No more trips to Grafton Street,
No more going there,
No more sitting up all night, waiting for any word.

Nothing’s left that’s safe here now,

Nothing will bring you home
Nothing can bring us the peace we had in Grafton Street.
The first line and the verse melody returns, punctuated by loud plucked notes on the strings. The absence of the drums evokes a feeling of sparseness. On the third line the drums return as she tells us about "sitting up all night, waiting for any word", which means perhaps she was not able to sleep at nighttime because she was waiting for the hospital's call.

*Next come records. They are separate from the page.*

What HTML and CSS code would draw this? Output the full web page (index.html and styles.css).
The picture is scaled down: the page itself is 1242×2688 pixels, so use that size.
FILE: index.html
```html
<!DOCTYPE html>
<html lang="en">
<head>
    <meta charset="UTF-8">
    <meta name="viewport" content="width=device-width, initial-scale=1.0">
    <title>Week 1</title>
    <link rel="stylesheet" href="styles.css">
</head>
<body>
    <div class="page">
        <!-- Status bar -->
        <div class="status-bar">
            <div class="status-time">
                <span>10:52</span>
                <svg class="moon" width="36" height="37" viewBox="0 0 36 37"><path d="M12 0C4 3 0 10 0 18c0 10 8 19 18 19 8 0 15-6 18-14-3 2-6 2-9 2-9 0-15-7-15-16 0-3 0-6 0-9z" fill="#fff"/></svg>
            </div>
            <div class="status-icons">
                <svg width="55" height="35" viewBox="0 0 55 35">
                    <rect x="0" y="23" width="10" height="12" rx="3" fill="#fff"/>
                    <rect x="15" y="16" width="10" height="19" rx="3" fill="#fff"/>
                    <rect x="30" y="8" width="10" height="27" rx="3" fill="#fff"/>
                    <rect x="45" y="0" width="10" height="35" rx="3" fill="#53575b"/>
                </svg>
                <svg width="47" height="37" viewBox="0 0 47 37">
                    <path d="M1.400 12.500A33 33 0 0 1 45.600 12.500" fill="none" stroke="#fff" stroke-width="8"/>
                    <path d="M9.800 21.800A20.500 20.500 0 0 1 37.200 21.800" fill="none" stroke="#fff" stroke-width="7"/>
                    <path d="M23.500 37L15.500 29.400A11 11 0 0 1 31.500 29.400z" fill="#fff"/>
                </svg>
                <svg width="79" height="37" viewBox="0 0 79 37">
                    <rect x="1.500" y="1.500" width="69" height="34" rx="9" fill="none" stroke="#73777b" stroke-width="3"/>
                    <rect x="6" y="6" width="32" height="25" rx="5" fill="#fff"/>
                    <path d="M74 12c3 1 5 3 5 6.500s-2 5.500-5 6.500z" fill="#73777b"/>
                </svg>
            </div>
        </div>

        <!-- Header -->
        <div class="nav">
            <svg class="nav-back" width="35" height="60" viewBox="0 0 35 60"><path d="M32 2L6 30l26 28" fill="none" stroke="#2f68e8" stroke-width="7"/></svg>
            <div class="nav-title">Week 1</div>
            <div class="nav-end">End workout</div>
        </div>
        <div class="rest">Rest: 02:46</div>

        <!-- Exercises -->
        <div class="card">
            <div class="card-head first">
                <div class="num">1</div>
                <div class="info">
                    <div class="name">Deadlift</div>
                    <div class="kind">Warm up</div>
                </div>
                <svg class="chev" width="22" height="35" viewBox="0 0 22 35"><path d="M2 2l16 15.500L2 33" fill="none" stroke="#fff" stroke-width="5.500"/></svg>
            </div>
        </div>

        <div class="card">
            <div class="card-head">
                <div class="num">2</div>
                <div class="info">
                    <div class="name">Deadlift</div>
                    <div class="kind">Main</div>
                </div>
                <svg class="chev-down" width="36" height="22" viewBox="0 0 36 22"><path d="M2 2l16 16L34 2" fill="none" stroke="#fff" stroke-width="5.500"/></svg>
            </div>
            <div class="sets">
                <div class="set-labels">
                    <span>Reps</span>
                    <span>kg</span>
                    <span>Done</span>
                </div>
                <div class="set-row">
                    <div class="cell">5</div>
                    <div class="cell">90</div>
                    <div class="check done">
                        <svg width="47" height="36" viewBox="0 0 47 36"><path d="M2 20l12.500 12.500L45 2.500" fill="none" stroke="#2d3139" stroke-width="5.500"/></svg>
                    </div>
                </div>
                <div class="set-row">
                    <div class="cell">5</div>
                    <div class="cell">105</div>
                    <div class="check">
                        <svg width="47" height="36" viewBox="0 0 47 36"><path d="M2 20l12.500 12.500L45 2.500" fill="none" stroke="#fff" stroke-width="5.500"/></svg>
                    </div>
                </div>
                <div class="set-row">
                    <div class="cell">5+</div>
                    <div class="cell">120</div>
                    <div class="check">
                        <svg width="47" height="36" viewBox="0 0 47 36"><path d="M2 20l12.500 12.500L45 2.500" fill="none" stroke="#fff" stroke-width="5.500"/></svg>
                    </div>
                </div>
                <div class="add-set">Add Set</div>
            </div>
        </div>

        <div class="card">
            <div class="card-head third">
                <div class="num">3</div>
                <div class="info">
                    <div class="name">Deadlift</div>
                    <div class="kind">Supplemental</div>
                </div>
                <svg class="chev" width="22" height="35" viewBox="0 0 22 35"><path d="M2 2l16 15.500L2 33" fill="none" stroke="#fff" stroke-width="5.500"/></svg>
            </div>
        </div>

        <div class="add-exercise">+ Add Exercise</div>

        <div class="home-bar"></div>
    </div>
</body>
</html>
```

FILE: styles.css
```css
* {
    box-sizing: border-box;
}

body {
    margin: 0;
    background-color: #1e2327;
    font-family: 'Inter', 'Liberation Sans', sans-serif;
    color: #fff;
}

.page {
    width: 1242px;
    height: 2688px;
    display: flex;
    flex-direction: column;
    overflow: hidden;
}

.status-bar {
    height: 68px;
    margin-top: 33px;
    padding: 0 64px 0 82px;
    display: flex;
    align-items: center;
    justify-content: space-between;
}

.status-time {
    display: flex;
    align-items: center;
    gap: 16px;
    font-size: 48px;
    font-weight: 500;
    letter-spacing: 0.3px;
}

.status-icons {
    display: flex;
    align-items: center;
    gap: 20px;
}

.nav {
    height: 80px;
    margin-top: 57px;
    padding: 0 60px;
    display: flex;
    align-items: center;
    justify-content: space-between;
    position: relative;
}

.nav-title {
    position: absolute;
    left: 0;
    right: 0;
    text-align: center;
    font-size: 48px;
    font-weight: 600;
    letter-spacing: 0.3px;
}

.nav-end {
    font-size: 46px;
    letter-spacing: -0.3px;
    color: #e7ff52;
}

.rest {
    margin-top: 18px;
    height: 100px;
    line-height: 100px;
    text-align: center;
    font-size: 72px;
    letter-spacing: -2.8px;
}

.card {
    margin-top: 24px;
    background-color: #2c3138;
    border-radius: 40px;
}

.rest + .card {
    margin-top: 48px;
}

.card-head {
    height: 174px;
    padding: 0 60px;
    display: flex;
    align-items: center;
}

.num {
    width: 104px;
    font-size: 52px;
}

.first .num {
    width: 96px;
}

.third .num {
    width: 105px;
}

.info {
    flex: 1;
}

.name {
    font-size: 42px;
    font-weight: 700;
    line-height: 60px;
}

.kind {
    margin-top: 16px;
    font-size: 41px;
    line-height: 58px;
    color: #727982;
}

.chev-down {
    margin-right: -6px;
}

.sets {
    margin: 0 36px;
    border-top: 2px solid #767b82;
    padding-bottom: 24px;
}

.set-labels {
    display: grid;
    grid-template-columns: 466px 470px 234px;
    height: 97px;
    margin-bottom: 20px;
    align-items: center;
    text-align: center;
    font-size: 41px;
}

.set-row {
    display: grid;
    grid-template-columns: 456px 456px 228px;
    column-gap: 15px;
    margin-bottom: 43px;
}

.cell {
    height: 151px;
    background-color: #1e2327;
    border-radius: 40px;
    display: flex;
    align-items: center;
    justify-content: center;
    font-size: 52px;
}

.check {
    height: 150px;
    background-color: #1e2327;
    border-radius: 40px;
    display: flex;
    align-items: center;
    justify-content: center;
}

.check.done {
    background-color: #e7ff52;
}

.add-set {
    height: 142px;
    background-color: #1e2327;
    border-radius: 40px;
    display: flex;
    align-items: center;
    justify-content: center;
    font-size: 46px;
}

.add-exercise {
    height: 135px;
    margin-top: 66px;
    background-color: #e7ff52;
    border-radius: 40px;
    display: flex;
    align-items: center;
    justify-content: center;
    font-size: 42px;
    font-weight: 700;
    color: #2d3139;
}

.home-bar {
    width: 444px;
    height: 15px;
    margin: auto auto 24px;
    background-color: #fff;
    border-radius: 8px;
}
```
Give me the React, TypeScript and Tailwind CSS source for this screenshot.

On the last verse the anaphora changes. The beginnings of the phrases morph from "No more..." to the more absolute "Nothing...". "Nothing's left that's safe here now / Nothing can bring you home", the speaker says. The speaker now feels afraid and alone in the world; she knows that she is now powerless in providing her father comfort and love. The speaker concludes the vocal portion of the song with one last reminiscence of the trips she spent with her father on Grafton Street.

A long instrumental passage follows. At first, only strings and the drums can be heard, playing harmonies that reach lower and lower pitches. Then the recorder once again repeats its wandering melody, as the strings swell in response to it. Eventually, the drum fades. The strings and the recorder play together for a while; then the the strings die out one by one, leaving the recorder to play its final, haunting E.

One cannot help but think that had her father heard this wonderful and heartfelt tribute to him, he would've had the utmost pride in his daughter. This is without doubt one of the most poignant, poetic, and personal songs I have ever heard and I will carry its wisdom and sentiment with me when I grow up and inevitably experience some losses of my own.